• _Objective_
Print nothing but the lines from the start of the listing below through the line that contains "const hasKana = (text: string)". Do not include the pictures.

• _Given information_
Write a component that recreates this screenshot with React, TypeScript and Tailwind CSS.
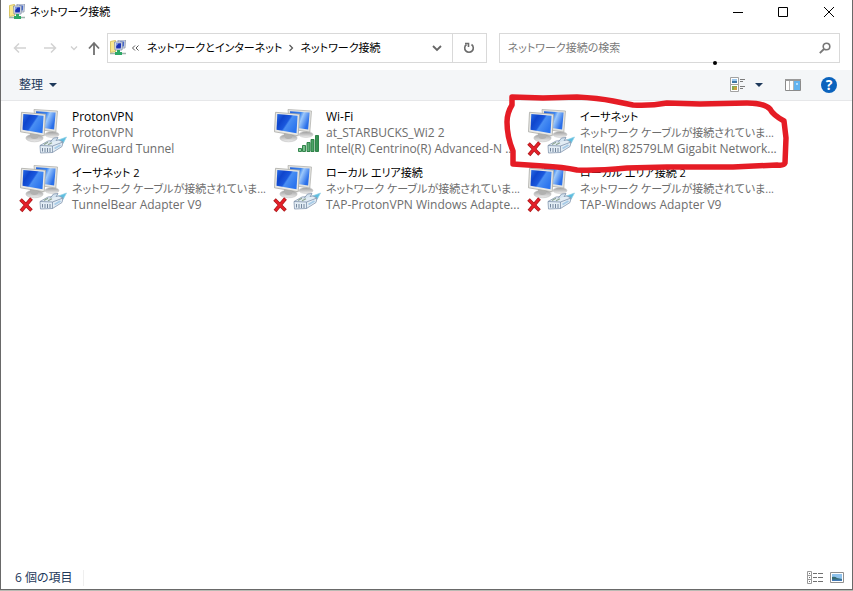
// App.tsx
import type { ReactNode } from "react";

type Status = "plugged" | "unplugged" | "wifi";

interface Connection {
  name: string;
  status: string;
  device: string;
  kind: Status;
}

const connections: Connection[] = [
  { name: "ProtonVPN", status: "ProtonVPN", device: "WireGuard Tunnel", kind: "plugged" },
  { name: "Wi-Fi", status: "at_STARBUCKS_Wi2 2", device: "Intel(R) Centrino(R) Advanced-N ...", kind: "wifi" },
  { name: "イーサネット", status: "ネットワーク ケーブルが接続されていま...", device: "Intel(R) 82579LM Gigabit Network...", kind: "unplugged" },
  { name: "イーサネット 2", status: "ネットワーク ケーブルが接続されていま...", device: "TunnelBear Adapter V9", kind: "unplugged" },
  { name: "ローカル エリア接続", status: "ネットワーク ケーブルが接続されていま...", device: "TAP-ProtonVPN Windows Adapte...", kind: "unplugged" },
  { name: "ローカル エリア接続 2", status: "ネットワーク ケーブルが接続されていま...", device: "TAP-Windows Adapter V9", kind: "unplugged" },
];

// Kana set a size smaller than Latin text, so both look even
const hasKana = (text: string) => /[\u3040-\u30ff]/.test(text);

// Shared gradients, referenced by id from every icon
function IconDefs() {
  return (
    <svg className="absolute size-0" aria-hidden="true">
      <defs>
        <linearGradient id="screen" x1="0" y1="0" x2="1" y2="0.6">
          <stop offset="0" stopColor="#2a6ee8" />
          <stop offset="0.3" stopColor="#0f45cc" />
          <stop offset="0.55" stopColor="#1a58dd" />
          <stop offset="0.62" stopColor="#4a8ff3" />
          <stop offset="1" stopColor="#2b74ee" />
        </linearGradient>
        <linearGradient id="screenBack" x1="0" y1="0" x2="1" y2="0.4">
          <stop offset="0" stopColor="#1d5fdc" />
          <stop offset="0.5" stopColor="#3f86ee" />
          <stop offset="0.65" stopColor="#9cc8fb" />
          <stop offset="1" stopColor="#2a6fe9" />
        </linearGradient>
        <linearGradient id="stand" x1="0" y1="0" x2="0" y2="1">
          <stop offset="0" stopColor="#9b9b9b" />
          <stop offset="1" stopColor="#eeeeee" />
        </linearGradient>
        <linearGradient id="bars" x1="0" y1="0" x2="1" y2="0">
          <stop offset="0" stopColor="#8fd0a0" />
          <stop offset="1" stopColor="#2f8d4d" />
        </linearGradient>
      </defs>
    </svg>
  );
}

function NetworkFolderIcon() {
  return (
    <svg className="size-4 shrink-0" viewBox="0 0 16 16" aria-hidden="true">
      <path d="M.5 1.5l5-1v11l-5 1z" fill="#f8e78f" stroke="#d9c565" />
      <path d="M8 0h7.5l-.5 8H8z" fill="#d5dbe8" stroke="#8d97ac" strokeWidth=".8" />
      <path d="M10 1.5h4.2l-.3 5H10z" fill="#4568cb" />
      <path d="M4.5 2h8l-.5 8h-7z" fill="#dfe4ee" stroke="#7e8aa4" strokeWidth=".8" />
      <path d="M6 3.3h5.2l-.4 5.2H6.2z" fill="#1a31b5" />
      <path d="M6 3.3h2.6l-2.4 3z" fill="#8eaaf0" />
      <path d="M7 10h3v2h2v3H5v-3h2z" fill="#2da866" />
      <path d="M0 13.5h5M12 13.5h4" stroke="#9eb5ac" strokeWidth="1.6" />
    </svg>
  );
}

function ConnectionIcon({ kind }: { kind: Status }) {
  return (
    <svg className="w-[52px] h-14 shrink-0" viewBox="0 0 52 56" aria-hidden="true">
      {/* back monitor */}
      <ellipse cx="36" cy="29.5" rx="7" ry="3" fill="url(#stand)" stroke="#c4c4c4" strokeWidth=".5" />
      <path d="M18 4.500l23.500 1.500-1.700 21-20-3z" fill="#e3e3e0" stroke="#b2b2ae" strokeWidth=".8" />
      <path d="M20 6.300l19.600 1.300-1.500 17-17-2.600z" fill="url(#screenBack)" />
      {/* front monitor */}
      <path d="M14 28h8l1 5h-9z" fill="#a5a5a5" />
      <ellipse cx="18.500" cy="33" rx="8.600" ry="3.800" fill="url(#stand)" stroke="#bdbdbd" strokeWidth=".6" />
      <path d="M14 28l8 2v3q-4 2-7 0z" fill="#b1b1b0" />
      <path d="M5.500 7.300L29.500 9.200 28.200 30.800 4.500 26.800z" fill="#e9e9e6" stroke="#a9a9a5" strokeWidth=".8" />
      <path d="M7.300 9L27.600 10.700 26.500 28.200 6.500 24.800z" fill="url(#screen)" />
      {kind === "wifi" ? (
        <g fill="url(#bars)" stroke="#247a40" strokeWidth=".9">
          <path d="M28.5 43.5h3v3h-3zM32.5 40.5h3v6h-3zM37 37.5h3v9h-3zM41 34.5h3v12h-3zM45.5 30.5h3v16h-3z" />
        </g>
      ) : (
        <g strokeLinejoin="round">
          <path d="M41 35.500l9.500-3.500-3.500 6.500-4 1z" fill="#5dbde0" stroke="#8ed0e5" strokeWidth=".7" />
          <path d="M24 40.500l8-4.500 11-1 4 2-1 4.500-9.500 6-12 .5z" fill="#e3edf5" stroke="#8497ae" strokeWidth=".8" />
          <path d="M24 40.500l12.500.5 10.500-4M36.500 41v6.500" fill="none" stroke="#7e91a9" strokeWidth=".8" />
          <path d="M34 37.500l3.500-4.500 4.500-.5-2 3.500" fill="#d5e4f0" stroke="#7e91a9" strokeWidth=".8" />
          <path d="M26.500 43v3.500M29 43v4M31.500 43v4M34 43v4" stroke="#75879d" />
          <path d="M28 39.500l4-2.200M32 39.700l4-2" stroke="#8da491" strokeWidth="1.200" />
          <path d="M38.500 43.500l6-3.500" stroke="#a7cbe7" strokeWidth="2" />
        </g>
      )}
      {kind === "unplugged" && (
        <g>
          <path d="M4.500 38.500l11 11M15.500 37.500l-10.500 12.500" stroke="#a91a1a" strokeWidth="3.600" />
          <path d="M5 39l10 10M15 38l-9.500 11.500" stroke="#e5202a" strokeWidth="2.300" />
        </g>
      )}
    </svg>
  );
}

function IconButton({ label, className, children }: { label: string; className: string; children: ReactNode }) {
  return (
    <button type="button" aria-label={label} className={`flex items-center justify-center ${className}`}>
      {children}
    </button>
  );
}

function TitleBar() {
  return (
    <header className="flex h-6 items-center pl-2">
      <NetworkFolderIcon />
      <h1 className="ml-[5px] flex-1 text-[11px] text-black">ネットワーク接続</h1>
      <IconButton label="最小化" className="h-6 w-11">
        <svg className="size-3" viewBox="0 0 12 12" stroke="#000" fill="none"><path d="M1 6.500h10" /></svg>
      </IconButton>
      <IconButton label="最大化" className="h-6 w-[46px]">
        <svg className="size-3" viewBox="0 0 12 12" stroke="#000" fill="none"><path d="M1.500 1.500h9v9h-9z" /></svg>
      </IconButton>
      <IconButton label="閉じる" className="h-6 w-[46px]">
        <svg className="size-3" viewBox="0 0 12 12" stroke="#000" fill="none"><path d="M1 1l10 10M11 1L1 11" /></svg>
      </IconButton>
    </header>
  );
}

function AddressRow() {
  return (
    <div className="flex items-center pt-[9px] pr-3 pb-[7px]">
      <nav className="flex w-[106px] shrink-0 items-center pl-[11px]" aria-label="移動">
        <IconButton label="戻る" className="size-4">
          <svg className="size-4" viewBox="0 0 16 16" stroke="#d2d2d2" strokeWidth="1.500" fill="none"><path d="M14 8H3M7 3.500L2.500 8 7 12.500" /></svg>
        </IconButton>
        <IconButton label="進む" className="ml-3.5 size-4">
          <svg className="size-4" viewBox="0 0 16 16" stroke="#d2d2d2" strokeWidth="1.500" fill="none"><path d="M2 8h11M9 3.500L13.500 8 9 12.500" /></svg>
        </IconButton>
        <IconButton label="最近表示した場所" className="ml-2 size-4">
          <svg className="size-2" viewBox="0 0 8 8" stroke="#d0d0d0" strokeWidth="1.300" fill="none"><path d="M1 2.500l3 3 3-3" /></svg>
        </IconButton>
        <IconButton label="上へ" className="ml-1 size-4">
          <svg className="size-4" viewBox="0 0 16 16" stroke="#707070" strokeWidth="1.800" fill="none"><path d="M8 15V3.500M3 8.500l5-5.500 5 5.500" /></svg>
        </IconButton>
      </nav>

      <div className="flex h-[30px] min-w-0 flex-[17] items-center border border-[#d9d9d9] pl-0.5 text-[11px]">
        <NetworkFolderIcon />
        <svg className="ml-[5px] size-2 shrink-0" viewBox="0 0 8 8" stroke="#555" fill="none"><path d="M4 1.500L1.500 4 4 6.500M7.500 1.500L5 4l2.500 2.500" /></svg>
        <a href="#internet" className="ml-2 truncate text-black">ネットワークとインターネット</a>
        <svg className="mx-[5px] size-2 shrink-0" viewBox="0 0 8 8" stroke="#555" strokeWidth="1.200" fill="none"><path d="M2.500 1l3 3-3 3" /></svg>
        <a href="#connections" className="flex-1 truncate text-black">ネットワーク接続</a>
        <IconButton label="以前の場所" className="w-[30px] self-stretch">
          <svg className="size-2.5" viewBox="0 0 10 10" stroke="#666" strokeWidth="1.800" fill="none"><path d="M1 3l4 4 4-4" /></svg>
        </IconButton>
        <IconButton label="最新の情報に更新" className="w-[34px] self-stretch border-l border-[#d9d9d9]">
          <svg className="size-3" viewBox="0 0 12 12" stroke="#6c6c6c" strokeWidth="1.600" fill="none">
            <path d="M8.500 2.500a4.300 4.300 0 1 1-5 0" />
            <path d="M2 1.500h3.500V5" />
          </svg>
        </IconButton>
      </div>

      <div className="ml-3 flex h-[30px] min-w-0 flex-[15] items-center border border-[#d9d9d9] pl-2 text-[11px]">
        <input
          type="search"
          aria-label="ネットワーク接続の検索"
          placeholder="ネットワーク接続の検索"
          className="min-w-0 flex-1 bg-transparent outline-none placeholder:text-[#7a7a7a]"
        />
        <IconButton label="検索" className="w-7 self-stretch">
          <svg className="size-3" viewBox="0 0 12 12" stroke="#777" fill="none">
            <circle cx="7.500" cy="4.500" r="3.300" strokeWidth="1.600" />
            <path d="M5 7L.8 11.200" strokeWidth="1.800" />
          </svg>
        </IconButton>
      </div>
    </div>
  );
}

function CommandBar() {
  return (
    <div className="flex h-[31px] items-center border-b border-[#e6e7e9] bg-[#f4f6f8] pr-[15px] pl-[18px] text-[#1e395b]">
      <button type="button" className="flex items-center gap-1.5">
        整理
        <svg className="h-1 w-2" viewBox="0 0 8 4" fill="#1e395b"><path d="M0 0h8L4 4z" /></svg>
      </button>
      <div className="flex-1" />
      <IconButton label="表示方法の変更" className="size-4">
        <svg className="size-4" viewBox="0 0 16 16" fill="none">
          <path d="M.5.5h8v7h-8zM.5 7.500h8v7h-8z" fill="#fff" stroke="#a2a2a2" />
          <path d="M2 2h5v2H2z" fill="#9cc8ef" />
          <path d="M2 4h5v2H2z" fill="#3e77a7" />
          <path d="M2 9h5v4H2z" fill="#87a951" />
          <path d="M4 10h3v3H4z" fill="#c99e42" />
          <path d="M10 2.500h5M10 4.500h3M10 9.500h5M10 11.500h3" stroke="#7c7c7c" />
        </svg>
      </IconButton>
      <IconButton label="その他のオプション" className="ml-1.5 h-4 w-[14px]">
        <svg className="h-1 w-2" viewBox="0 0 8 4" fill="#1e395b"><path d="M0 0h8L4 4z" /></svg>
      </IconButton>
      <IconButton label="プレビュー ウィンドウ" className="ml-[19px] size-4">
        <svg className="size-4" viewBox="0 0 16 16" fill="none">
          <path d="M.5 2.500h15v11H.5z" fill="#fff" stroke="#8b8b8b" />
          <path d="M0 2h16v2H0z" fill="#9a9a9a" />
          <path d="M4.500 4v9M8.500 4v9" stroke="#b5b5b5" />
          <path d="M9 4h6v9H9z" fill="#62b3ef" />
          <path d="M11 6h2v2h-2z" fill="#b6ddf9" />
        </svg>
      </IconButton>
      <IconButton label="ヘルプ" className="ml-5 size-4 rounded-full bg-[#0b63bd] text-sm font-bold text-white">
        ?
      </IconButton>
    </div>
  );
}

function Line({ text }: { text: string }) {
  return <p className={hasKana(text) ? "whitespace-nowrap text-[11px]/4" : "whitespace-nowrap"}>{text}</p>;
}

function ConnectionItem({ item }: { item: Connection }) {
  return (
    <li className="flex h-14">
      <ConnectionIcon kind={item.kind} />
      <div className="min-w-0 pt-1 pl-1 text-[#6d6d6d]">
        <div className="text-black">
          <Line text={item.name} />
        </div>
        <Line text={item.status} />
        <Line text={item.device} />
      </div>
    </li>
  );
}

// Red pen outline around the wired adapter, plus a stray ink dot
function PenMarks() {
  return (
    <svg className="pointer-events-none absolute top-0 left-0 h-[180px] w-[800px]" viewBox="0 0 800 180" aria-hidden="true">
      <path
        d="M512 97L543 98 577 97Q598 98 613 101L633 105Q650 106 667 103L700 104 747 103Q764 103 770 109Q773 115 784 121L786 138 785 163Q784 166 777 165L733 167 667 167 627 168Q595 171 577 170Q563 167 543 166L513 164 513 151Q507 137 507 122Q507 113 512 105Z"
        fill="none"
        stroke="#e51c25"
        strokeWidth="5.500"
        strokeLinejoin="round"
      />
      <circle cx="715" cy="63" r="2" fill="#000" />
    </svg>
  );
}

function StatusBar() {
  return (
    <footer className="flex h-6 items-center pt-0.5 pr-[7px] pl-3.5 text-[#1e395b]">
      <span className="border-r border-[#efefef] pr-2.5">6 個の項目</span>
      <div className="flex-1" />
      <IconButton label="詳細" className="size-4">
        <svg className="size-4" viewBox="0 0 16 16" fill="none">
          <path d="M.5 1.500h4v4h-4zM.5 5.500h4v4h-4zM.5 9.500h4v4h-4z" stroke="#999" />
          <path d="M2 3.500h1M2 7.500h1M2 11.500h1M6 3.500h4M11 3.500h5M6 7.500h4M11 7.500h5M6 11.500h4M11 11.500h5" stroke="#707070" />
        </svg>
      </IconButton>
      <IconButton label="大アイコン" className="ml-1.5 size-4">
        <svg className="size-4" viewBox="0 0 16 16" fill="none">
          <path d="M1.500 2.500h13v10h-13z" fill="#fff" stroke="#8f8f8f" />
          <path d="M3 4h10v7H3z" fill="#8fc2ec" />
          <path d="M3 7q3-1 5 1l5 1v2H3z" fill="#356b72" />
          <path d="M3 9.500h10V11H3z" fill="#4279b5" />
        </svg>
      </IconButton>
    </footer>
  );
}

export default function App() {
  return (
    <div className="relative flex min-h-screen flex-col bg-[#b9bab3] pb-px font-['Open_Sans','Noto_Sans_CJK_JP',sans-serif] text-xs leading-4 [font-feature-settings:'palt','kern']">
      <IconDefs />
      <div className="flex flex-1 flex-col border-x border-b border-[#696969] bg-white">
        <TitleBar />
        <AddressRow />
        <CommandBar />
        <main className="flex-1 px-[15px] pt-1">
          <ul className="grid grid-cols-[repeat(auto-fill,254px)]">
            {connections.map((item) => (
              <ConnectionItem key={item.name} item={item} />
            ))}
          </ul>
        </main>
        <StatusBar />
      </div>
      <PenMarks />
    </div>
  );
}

• _Exercise solution_
Write a component that recreates this screenshot with React, TypeScript and Tailwind CSS.
// App.tsx
import type { ReactNode } from "react";

type Status = "plugged" | "unplugged" | "wifi";

interface Connection {
  name: string;
  status: string;
  device: string;
  kind: Status;
}

const connections: Connection[] = [
  { name: "ProtonVPN", status: "ProtonVPN", device: "WireGuard Tunnel", kind: "plugged" },
  { name: "Wi-Fi", status: "at_STARBUCKS_Wi2 2", device: "Intel(R) Centrino(R) Advanced-N ...", kind: "wifi" },
  { name: "イーサネット", status: "ネットワーク ケーブルが接続されていま...", device: "Intel(R) 82579LM Gigabit Network...", kind: "unplugged" },
  { name: "イーサネット 2", status: "ネットワーク ケーブルが接続されていま...", device: "TunnelBear Adapter V9", kind: "unplugged" },
  { name: "ローカル エリア接続", status: "ネットワーク ケーブルが接続されていま...", device: "TAP-ProtonVPN Windows Adapte...", kind: "unplugged" },
  { name: "ローカル エリア接続 2", status: "ネットワーク ケーブルが接続されていま...", device: "TAP-Windows Adapter V9", kind: "unplugged" },
];

// Kana set a size smaller than Latin text, so both look even
const hasKana = (text: string) => /[\u3040-\u30ff]/.test(text);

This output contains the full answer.